◆ **Collected data**
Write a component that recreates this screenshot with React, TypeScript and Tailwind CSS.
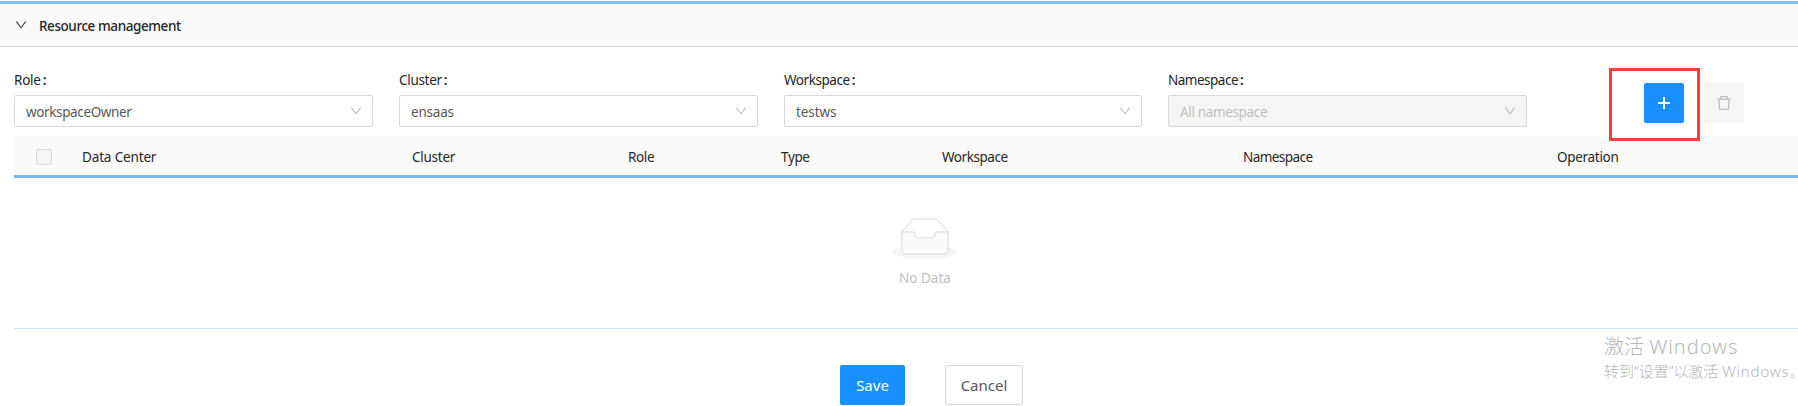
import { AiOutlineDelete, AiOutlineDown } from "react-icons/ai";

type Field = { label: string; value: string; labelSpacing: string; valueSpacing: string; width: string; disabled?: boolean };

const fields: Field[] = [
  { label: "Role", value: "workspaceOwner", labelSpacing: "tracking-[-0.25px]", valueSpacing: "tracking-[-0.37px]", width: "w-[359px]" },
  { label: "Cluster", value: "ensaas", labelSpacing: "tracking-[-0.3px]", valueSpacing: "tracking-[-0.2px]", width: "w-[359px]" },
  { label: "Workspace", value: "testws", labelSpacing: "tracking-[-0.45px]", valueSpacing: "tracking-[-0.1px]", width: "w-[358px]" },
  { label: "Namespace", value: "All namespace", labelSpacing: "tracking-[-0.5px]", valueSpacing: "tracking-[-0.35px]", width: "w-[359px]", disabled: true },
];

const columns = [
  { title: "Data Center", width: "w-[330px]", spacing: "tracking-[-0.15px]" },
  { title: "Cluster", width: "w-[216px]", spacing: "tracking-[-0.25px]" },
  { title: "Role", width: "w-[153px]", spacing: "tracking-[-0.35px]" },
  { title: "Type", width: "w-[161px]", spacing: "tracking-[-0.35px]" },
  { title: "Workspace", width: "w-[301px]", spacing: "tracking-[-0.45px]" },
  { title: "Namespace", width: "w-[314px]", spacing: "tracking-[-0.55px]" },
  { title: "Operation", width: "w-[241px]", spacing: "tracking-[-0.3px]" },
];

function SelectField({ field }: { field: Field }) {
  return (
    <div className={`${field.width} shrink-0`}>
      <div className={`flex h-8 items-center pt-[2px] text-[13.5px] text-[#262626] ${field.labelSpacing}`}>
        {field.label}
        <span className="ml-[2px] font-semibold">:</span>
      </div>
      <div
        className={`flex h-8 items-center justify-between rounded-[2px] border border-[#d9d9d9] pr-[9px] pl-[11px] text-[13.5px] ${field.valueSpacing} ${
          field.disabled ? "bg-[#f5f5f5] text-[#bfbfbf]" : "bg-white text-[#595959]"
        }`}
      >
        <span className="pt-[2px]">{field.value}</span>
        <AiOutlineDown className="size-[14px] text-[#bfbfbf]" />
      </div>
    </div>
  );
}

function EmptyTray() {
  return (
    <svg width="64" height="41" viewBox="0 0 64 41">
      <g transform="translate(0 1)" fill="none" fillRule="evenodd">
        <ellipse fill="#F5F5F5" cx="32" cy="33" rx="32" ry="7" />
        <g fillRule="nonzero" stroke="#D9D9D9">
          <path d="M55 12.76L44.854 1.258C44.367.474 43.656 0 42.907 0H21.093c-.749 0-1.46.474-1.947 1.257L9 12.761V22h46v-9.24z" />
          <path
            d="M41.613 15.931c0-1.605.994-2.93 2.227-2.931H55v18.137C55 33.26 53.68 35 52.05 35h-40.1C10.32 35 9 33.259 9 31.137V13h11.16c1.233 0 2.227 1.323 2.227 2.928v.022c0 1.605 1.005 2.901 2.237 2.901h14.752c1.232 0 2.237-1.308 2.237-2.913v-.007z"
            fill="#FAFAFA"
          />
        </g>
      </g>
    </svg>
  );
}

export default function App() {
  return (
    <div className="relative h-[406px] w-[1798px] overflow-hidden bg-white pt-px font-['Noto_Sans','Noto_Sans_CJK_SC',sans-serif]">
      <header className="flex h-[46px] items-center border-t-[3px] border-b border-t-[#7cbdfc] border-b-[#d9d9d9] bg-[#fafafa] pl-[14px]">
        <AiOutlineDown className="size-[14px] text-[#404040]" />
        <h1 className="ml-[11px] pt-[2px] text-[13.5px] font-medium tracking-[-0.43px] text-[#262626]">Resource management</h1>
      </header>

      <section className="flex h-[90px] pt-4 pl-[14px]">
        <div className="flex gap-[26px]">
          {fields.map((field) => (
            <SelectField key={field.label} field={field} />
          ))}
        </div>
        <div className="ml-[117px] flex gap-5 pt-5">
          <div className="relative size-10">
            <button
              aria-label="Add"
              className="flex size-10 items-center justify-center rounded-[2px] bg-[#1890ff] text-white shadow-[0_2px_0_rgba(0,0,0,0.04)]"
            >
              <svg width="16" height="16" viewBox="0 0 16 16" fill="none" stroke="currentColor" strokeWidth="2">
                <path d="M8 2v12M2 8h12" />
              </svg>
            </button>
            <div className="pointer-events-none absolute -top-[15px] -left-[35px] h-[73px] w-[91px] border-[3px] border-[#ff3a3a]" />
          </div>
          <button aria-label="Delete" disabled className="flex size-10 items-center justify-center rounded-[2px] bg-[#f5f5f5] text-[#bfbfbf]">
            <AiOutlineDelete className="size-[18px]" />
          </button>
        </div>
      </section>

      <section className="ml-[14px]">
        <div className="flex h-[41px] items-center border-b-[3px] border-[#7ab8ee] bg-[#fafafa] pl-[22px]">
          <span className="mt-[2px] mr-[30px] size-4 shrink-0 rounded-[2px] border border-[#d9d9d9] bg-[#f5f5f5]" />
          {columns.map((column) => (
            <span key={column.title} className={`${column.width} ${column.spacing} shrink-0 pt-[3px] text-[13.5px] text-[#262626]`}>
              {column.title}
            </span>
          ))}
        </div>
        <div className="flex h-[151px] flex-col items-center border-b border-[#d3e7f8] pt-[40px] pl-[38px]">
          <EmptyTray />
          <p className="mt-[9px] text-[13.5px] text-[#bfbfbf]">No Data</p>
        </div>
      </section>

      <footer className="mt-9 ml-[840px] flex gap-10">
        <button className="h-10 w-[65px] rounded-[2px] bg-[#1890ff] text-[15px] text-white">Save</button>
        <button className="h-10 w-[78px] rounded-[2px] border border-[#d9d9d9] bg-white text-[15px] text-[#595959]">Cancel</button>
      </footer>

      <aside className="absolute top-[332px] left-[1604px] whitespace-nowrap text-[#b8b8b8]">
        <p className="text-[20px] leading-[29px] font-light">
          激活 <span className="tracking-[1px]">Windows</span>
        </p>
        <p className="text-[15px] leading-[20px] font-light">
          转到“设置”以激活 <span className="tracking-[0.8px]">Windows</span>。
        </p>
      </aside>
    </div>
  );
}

◆ **What to produce**
Reproduce the listing word for word and omit its pictures.

◆ **Answer**
Write a component that recreates this screenshot with React, TypeScript and Tailwind CSS.
import { AiOutlineDelete, AiOutlineDown } from "react-icons/ai";

type Field = { label: string; value: string; labelSpacing: string; valueSpacing: string; width: string; disabled?: boolean };

const fields: Field[] = [
  { label: "Role", value: "workspaceOwner", labelSpacing: "tracking-[-0.25px]", valueSpacing: "tracking-[-0.37px]", width: "w-[359px]" },
  { label: "Cluster", value: "ensaas", labelSpacing: "tracking-[-0.3px]", valueSpacing: "tracking-[-0.2px]", width: "w-[359px]" },
  { label: "Workspace", value: "testws", labelSpacing: "tracking-[-0.45px]", valueSpacing: "tracking-[-0.1px]", width: "w-[358px]" },
  { label: "Namespace", value: "All namespace", labelSpacing: "tracking-[-0.5px]", valueSpacing: "tracking-[-0.35px]", width: "w-[359px]", disabled: true },
];

const columns = [
  { title: "Data Center", width: "w-[330px]", spacing: "tracking-[-0.15px]" },
  { title: "Cluster", width: "w-[216px]", spacing: "tracking-[-0.25px]" },
  { title: "Role", width: "w-[153px]", spacing: "tracking-[-0.35px]" },
  { title: "Type", width: "w-[161px]", spacing: "tracking-[-0.35px]" },
  { title: "Workspace", width: "w-[301px]", spacing: "tracking-[-0.45px]" },
  { title: "Namespace", width: "w-[314px]", spacing: "tracking-[-0.55px]" },
  { title: "Operation", width: "w-[241px]", spacing: "tracking-[-0.3px]" },
];

function SelectField({ field }: { field: Field }) {
  return (
    <div className={`${field.width} shrink-0`}>
      <div className={`flex h-8 items-center pt-[2px] text-[13.5px] text-[#262626] ${field.labelSpacing}`}>
        {field.label}
        <span className="ml-[2px] font-semibold">:</span>
      </div>
      <div
        className={`flex h-8 items-center justify-between rounded-[2px] border border-[#d9d9d9] pr-[9px] pl-[11px] text-[13.5px] ${field.valueSpacing} ${
          field.disabled ? "bg-[#f5f5f5] text-[#bfbfbf]" : "bg-white text-[#595959]"
        }`}
      >
        <span className="pt-[2px]">{field.value}</span>
        <AiOutlineDown className="size-[14px] text-[#bfbfbf]" />
      </div>
    </div>
  );
}

function EmptyTray() {
  return (
    <svg width="64" height="41" viewBox="0 0 64 41">
      <g transform="translate(0 1)" fill="none" fillRule="evenodd">
        <ellipse fill="#F5F5F5" cx="32" cy="33" rx="32" ry="7" />
        <g fillRule="nonzero" stroke="#D9D9D9">
          <path d="M55 12.76L44.854 1.258C44.367.474 43.656 0 42.907 0H21.093c-.749 0-1.46.474-1.947 1.257L9 12.761V22h46v-9.24z" />
          <path
            d="M41.613 15.931c0-1.605.994-2.93 2.227-2.931H55v18.137C55 33.26 53.68 35 52.05 35h-40.1C10.32 35 9 33.259 9 31.137V13h11.16c1.233 0 2.227 1.323 2.227 2.928v.022c0 1.605 1.005 2.901 2.237 2.901h14.752c1.232 0 2.237-1.308 2.237-2.913v-.007z"
            fill="#FAFAFA"
          />
        </g>
      </g>
    </svg>
  );
}

export default function App() {
  return (
    <div className="relative h-[406px] w-[1798px] overflow-hidden bg-white pt-px font-['Noto_Sans','Noto_Sans_CJK_SC',sans-serif]">
      <header className="flex h-[46px] items-center border-t-[3px] border-b border-t-[#7cbdfc] border-b-[#d9d9d9] bg-[#fafafa] pl-[14px]">
        <AiOutlineDown className="size-[14px] text-[#404040]" />
        <h1 className="ml-[11px] pt-[2px] text-[13.5px] font-medium tracking-[-0.43px] text-[#262626]">Resource management</h1>
      </header>

      <section className="flex h-[90px] pt-4 pl-[14px]">
        <div className="flex gap-[26px]">
          {fields.map((field) => (
            <SelectField key={field.label} field={field} />
          ))}
        </div>
        <div className="ml-[117px] flex gap-5 pt-5">
          <div className="relative size-10">
            <button
              aria-label="Add"
              className="flex size-10 items-center justify-center rounded-[2px] bg-[#1890ff] text-white shadow-[0_2px_0_rgba(0,0,0,0.04)]"
            >
              <svg width="16" height="16" viewBox="0 0 16 16" fill="none" stroke="currentColor" strokeWidth="2">
                <path d="M8 2v12M2 8h12" />
              </svg>
            </button>
            <div className="pointer-events-none absolute -top-[15px] -left-[35px] h-[73px] w-[91px] border-[3px] border-[#ff3a3a]" />
          </div>
          <button aria-label="Delete" disabled className="flex size-10 items-center justify-center rounded-[2px] bg-[#f5f5f5] text-[#bfbfbf]">
            <AiOutlineDelete className="size-[18px]" />
          </button>
        </div>
      </section>

      <section className="ml-[14px]">
        <div className="flex h-[41px] items-center border-b-[3px] border-[#7ab8ee] bg-[#fafafa] pl-[22px]">
          <span className="mt-[2px] mr-[30px] size-4 shrink-0 rounded-[2px] border border-[#d9d9d9] bg-[#f5f5f5]" />
          {columns.map((column) => (
            <span key={column.title} className={`${column.width} ${column.spacing} shrink-0 pt-[3px] text-[13.5px] text-[#262626]`}>
              {column.title}
            </span>
          ))}
        </div>
        <div className="flex h-[151px] flex-col items-center border-b border-[#d3e7f8] pt-[40px] pl-[38px]">
          <EmptyTray />
          <p className="mt-[9px] text-[13.5px] text-[#bfbfbf]">No Data</p>
        </div>
      </section>

      <footer className="mt-9 ml-[840px] flex gap-10">
        <button className="h-10 w-[65px] rounded-[2px] bg-[#1890ff] text-[15px] text-white">Save</button>
        <button className="h-10 w-[78px] rounded-[2px] border border-[#d9d9d9] bg-white text-[15px] text-[#595959]">Cancel</button>
      </footer>

      <aside className="absolute top-[332px] left-[1604px] whitespace-nowrap text-[#b8b8b8]">
        <p className="text-[20px] leading-[29px] font-light">
          激活 <span className="tracking-[1px]">Windows</span>
        </p>
        <p className="text-[15px] leading-[20px] font-light">
          转到“设置”以激活 <span className="tracking-[0.8px]">Windows</span>。
        </p>
      </aside>
    </div>
  );
}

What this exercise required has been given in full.